Out of office, Wescott remained very active in local Republican Party affairs. In 1874, while participating as chairman of the nominating convention for U.S. House of Representatives in Wisconsin's 3rd congressional district, the convention was unable to select a nominee after 100 ballots. On the second morning of the convention, Wescott's name was briefly entered into nomination and secured significant delegate support as a potential compromise candidate, but explained that he would not accept the nomination.
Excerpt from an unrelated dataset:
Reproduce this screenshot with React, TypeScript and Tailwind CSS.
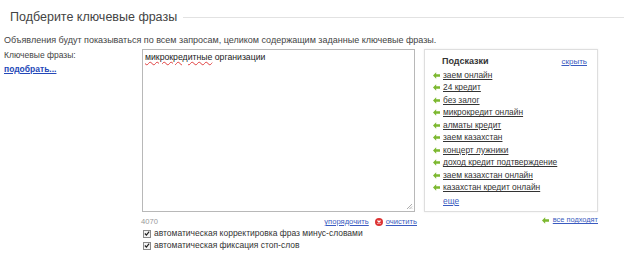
import React from 'react';

const hints = [
  'заем онлайн',
  '24 кредит',
  'без залог',
  'микрокредит онлайн',
  'алматы кредит',
  'заем казахстан',
  'концерт лужники',
  'доход кредит подтверждение',
  'заем казахстан онлайн',
  'казахстан кредит онлайн',
];

function GreenArrow() {
  return (
    <svg width="7" height="7" viewBox="0 0 7 7" className="shrink-0">
      <path d="M0 3.5 L3.2 0.3 L3.2 2.3 L7 2.3 L7 4.7 L3.2 4.7 L3.2 6.7 Z" fill="#7cb82f" />
    </svg>
  );
}

function Check() {
  return (
    <span className="w-[8px] h-[8px] border border-[#8a8a8a] bg-[#f4f4f4] flex items-center justify-center shrink-0">
      <svg width="7" height="7" viewBox="0 0 7 7">
        <path d="M1 3.5 L2.8 5.3 L6 1.3" stroke="#222" strokeWidth="1.4" fill="none" />
      </svg>
    </span>
  );
}

export default function App() {
  return (
    <div className="w-[624px] h-[253px] bg-white overflow-hidden text-[#333] font-['Liberation_Sans',Arial,sans-serif] pl-[4px]">
      {/* Title */}
      <div className="flex items-center pl-[6px] pt-[8px] h-[26px]">
        <span className="text-[12.5px] leading-[16px] text-[#444]">Подберите ключевые фразы</span>
        <div className="flex-1 h-px bg-[#e2e2e2] ml-[6px] mt-[1px]" />
      </div>

      <div className="mt-[8px] text-[9px] leading-[12px] text-[#444]">
        Объявления будут показываться по всем запросам, целиком содержащим заданные ключевые фразы.
      </div>

      <div className="flex mt-[3px]">
        {/* Label */}
        <div className="w-[138px] leading-[11px] pt-[1px]">
          <div className="text-[8.5px] text-[#444]">Ключевые фразы:</div>
          <a className="text-[8.5px] font-bold text-[#2448b8] underline">подобрать...</a>
        </div>

        {/* Textarea column */}
        <div className="w-[273px]">
          <div className="relative h-[163px] border border-[#b8b8b8] px-[2px] py-[2px] text-[8.7px] leading-[11px] text-[#222]">
            <span className="underline decoration-wavy decoration-[#e04040] decoration-[0.5px] underline-offset-[1px]">микрокредитные</span> организации
            <svg width="7" height="7" viewBox="0 0 7 7" className="absolute right-[1px] bottom-[1px]">
              <path d="M6 1 L1 6 M6 3.5 L3.5 6 M6 5.5 L5.5 6" stroke="#999" strokeWidth="0.8" />
            </svg>
          </div>
          <div className="flex items-center mt-[5px] text-[7.6px] leading-[10px]">
            <span className="text-[#999] ml-[-1px]">4070</span>
            <a className="ml-auto text-[#3a5bc0] underline">упорядочить</a>
            <span className="ml-[6px] w-[8px] h-[8px] rounded-full bg-[#d33] flex items-center justify-center">
              <svg width="6" height="6" viewBox="0 0 6 6">
                <path d="M1.5 1.5 L4.5 4.5 M4.5 1.5 L1.5 4.5" stroke="white" strokeWidth="1.2" />
              </svg>
            </span>
            <a className="ml-[3px] text-[#3a5bc0] underline mr-[-2px]">очистить</a>
          </div>
          <div className="mt-[1px] text-[8.5px] leading-[11px] text-[#333]">
            <label className="flex items-center gap-[3px] ml-[1px]">
              <Check />
              автоматическая корректировка фраз минус-словами
            </label>
            <label className="flex items-center gap-[3px] ml-[1px] mt-[1px]">
              <Check />
              автоматическая фиксация стоп-слов
            </label>
          </div>
        </div>

        {/* Hints panel */}
        <div className="ml-[9px] w-[174px]">
          <div className="h-[163px] border border-[#dedede] shadow-[0_0_2px_rgba(0,0,0,0.08)] pt-[6px] pl-[8px] pr-[10px]">
            <div className="flex items-center justify-between h-[12px]">
              <span className="ml-[9px] text-[9px] font-bold text-[#333]">Подсказки</span>
              <a className="text-[8px] text-[#3a5bc0] underline">скрыть</a>
            </div>
            <div className="mt-[1px]">
              {hints.map((h) => (
                <div key={h} className="flex items-center h-[12.5px] text-[8.4px]">
                  <GreenArrow />
                  <a className="ml-[3px] text-[#333] underline">{h}</a>
                </div>
              ))}
            </div>
            <a className="block ml-[10px] mt-[1px] text-[8.4px] text-[#3a5bc0] underline">еще</a>
          </div>
          <div className="flex items-center justify-end mt-[3px] text-[7.4px] leading-[10px]">
            <GreenArrow />
            <a className="ml-[4px] text-[#3a5bc0] underline">все подходят</a>
          </div>
        </div>
      </div>
    </div>
  );
}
Wescott's name was placed in nomination for lieutenant governor of Wisconsin at the 1875 Republican state convention, but received only eight votes at the first formal ballot, Henry L. Eaton being nominated on the second ballot.

==Nebraska pioneer==
While continuing to reside in Wisconsin, in 1880, Wescott partnered with his son-in-law Edward Gibbons in purchasing a large ranch in central Nebraska, near what is now the village of Comstock. During that year, Wescott shipped 1,000 head of cattle from Wisconsin to his new Nebraska ranch, but the terrible winter of 1880-1881 killed nearly his entire herd, leaving just under 70. Undaunted, the following year Wescott shipped another 1,000 head of cattle from Wisconsin. Ultimately the firm of Wescott & Gibbons flourished as a successful cattle and horse dealer in Nebraska.

Wescott moved permanently to his ranch in Nebraska in 1886. He established a post office there, naming his settlement Wescott, Nebraska; over the next two years he built a general store and established a bank. When the Burlington railroad began construction, it's route resulted in the establishment of the nearby settlement of Comstock. Most of the commercial activity of Wescott was thus moved to the nearby railroad town; the Wescott post office was discontinued in 1901.

Wescott remained active in politics with the Republican Party of Nebraska and was active in the temperance movement, but was never a candidate for office in Nebraska.

==Personal life and family==
Walter S. Wescott was the youngest of five known children of John Wescott and his wife Eunice (' Reed). After their move to Wisconsin, John Wescott was active in local politics and served as chairman of the Green County Board of Supervisors in 1850. Walter's elder brothers, Ezra Irving Wescott and Jefferson Fayette Wescott, also became notable politicians in Green County, Wisconsin, and both served in the Wisconsin State Assembly. The Wescott family were descendants of the colonist Richard Westcott, whose brother, Stukely Westcott, was one of the founders of the Rhode Island Colony; Walter's family descended from Richard's son John Westcott, who was one of the founders of Bedford, New York.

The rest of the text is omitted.